By the 20th century the legal system, government policy and public sentiment had combined to diminish drastically the use of the death penalty in Tasmania. Only three people were executed as a result of a judicial sentence during the twentieth century. The frequency of executions had been steadily falling since the 1850s. As our graph shows there was a final flurry of executions around 1860, no less than 12 being sent to the gallows in 1859. But the historical record suggests that 90% of death sentences carried out in Tasmania occurred in the period before self-government.

It is well-known that the British settlers brought with them a capital code, used intensively in the first few decades of the 19th century. It was not till the late 1830s that statutory reform reduced the number of offences for which a death sentence might be awarded. In Australia the colonies did not adopt the imperial model fully, for example retaining the death penalty for rape well into the 20th century in some states. But after 1837, for example, the penalty for conviction on the common charge of housebreaking (breaking into a house and stealing) was no longer death.

Another important mitigation of the death penalty was contained in the provision for the sentence of ‘death recorded’, enabled by an English law reform in 1823. This was a discretionary provision, most commonly applied in cases of property offence, more rarely in cases of non-homicidal offences against the person. Some indicator of increasing leniency in judicial sentencing is evident in the fact that while less than a quarter of sentences in the earlier decades were ‘death recorded’, this penalty benefited almost a third of those convicted of a capital offence after 1837. A little more common was the post-sentence exercise of clemency, with death sentences being commuted to life imprisonment or transportation. And a few even benefited from an executive pardon, after post-conviction information was brought to the notice of the attorney-general.
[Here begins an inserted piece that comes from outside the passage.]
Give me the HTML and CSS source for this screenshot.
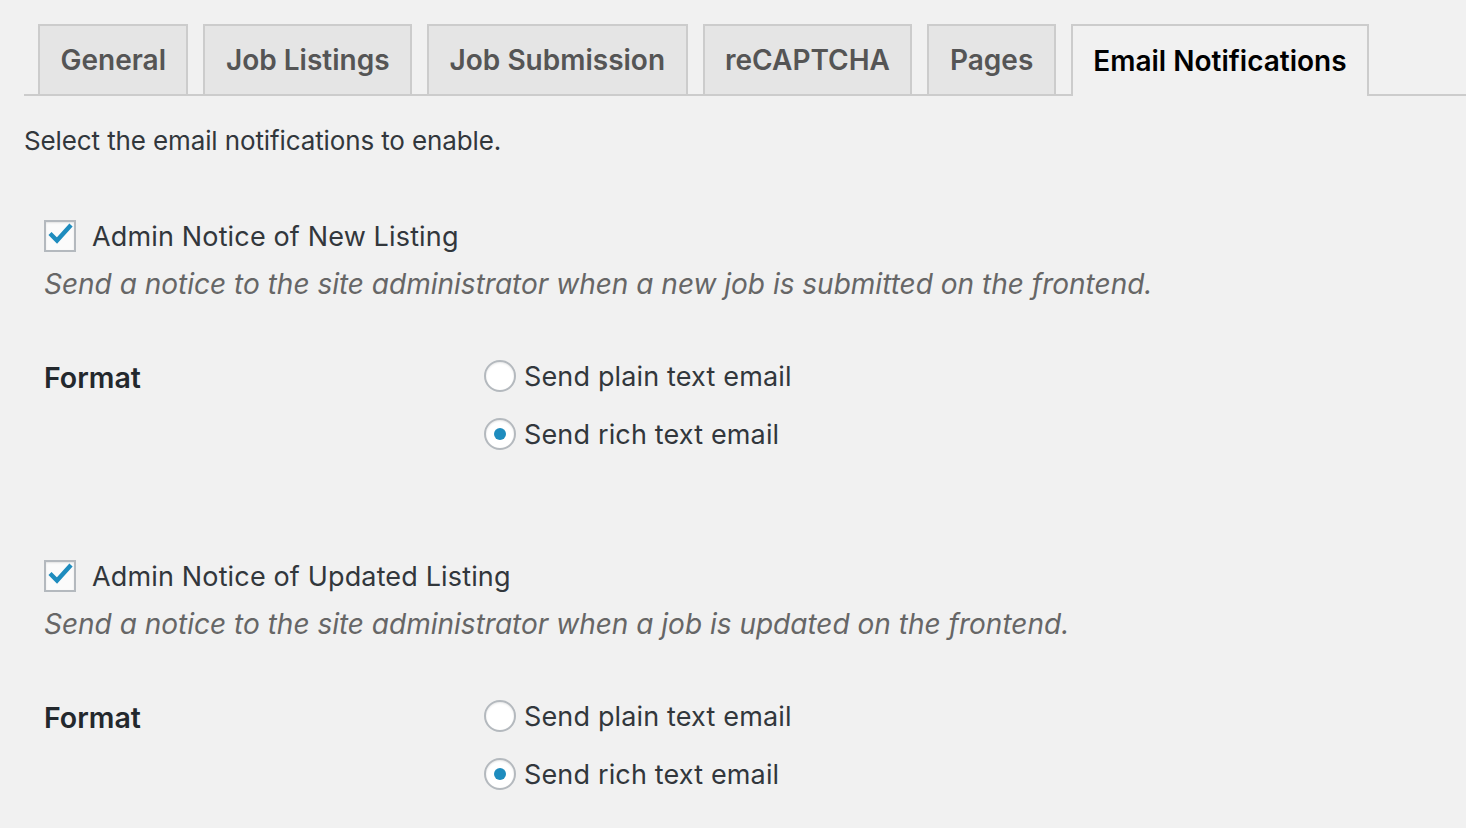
FILE: index.html
```html
<!DOCTYPE html>
<html>
<head>
<meta charset="utf-8">
<link rel="stylesheet" href="styles.css">
</head>
<body>
<div class="wrap">
  <nav class="tabs">
    <a class="tab">General</a>
    <a class="tab">Job Listings</a>
    <a class="tab">Job Submission</a>
    <a class="tab">reCAPTCHA</a>
    <a class="tab">Pages</a>
    <a class="tab active">Email Notifications</a>
  </nav>
  <p class="intro">Select the email notifications to enable.</p>

  <section class="notice">
    <label class="check-row">
      <span class="checkbox"><svg viewBox="0 0 28 28" width="28" height="28"><path d="M4 11.5 L11 18.5 L25 3" fill="none" stroke="#1e8cbe" stroke-width="4.4" stroke-linecap="butt" stroke-linejoin="miter"/></svg></span>
      <span class="check-label">Admin Notice of New Listing</span>
    </label>
    <p class="desc">Send a notice to the site administrator when a new job is submitted on the frontend.</p>
    <div class="format">
      <div class="format-label">Format</div>
      <div class="radios">
        <label class="radio-row"><span class="radio"></span><span>Send plain text email</span></label>
        <label class="radio-row"><span class="radio on"></span><span>Send rich text email</span></label>
      </div>
    </div>
  </section>

  <section class="notice">
    <label class="check-row">
      <span class="checkbox"><svg viewBox="0 0 28 28" width="28" height="28"><path d="M4 11.5 L11 18.5 L25 3" fill="none" stroke="#1e8cbe" stroke-width="4.4" stroke-linecap="butt" stroke-linejoin="miter"/></svg></span>
      <span class="check-label">Admin Notice of Updated Listing</span>
    </label>
    <p class="desc">Send a notice to the site administrator when a job is updated on the frontend.</p>
    <div class="format">
      <div class="format-label">Format</div>
      <div class="radios">
        <label class="radio-row"><span class="radio"></span><span>Send plain text email</span></label>
        <label class="radio-row"><span class="radio on"></span><span>Send rich text email</span></label>
      </div>
    </div>
  </section>
</div>
</body>
</html>
```
FILE: styles.css
```css
html, body {
  margin: 0;
  padding: 0;
  background: #f1f1f1;
}
body {
  font-family: Inter, "Noto Sans", sans-serif;
  color: #32373c;
  font-size: 26px;
  width: 1466px;
  height: 828px;
  overflow: hidden;
}
.wrap {
  padding: 24px 0 0 24px;
}
.tabs {
  display: flex;
  gap: 15px;
  padding-left: 14px;
  border-bottom: 2px solid #ccc;
  height: 70px;
}
.tab {
  display: flex;
  align-items: center;
  padding: 0 20.5px;
  height: 68px;
  border: 2px solid #ccc;
  border-bottom: none;
  background: #e5e5e5;
  color: #555;
  font-size: 28px;
  font-weight: 600;
}
.tab.active {
  background: #f1f1f1;
  color: #000;
  height: 70px;
  margin-bottom: -2px;
}
.intro {
  margin: 25px 0 0;
  line-height: 40px;
  letter-spacing: -0.12px;
}
.notice {
  padding-left: 20px;
}
.check-row {
  display: flex;
  align-items: center;
  gap: 16px;
  height: 32px;
  margin-top: 59px;
}
.notice + .notice .check-row {
  margin-top: 106px;
}
.checkbox {
  width: 28px;
  height: 28px;
  border: 2px solid #b4b9be;
  background: #fbfbfb;
  display: flex;
  align-items: center;
  justify-content: center;
  box-shadow: inset 0 1px 2px rgba(0,0,0,0.1);
}
.checkbox svg {
  width: 28px;
  height: 28px;
}
.check-label {
  font-size: 27px;
  letter-spacing: 0.15px;
}
.desc {
  margin: 12px 0 0;
  line-height: 40px;
  font-size: 28px;
  font-style: italic;
  color: #666;
}
.format {
  display: flex;
  margin-top: 52px;
}
.format-label {
  width: 440px;
  font-size: 28.5px;
  font-weight: 600;
  color: #23282d;
  line-height: 40px;
  padding-top: 2px;
}
.radios {
  display: flex;
  flex-direction: column;
  gap: 18px;
}
.radio-row {
  display: flex;
  align-items: center;
  gap: 8px;
  height: 40px;
  font-size: 27px;
  letter-spacing: 0.15px;
}
.radio {
  width: 28px;
  height: 28px;
  border: 2px solid #b4b9be;
  border-radius: 50%;
  background: #fff;
  display: flex;
  align-items: center;
  justify-content: center;
  box-shadow: inset 0 1px 2px rgba(0,0,0,0.1);
}
.radio.on::after {
  content: "";
  width: 12px;
  height: 12px;
  border-radius: 50%;
  background: #1e8cbe;
}
```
The effect of the legal changes in the 1830s is reflected in the pattern of sentences for which people were hanged before and after 1837. Prior to that date it was not murder but a variety of property offences that were most likely to bring an offender to the gallows. Not so serious offences of stealing and receiving accounted for more than a quarter of executions before 1837 and the more serious property offences of robbery and its colonial variant bushranging accounted for another third. Robbery remained a serious and capital offence after 1837 but accounted for only about one in six of the 256 executions that took place after that date. The effect of law reform was to accentuate offences against the person as the most serious criminal offences. And so two-thirds of executions after 1837 were for a homicide offence, and one in 10 for a sex offence.

Together, Tasmania and New South Wales executed their sentenced prisoners in numbers to rival those so punished in Britain in the 1820s and 1830s. These were decades preceding the effect of law reform that reduced the number of offences liable to the death penalty. Local government policy directed to the control of a convict population and its ancillary challenges, especially bushranging, help to explain the drastic use of the death penalty. In Tasmania policy seemed especially harsh – a greater proportion of those sentenced to hang in the convict colony during the after years were more likely to end their lives in this way than in New South Wales. For both places, the convict legacy in historical memory remains one of harsh but also, as this data shows, commonly mitigated punishment.

Authors: Mark Finnane and Chris Leppard

Further reading: Richard Davis, 1974. The Tasmanian Gallows: A Study of Capital Punishment. Hobart: Cat & Fiddle Press; Steve Harris, 2015. Solomon’s Noose: The True Story of Her Majesty’s Hangman of Hobart Town. Melbourne: Melbourne Books; Tim Castle, 2008. “Watching Them Hang: Capital Punishment and Public Support in Colonial New South Wales, 1826-1836.” History Australia 5 (2): 43.1-43.15. https://doi.org/10.2104/ha080043.

To cite this research brief: Mark Finnane and Chris Leppard, ‘The hanging years’ The Prosecution Project, Research Brief 30, https://prosecutionproject.griffith.edu.au/why-we-need-lawyers/ (9 Apr 2018, viewed 28 Apr  2018).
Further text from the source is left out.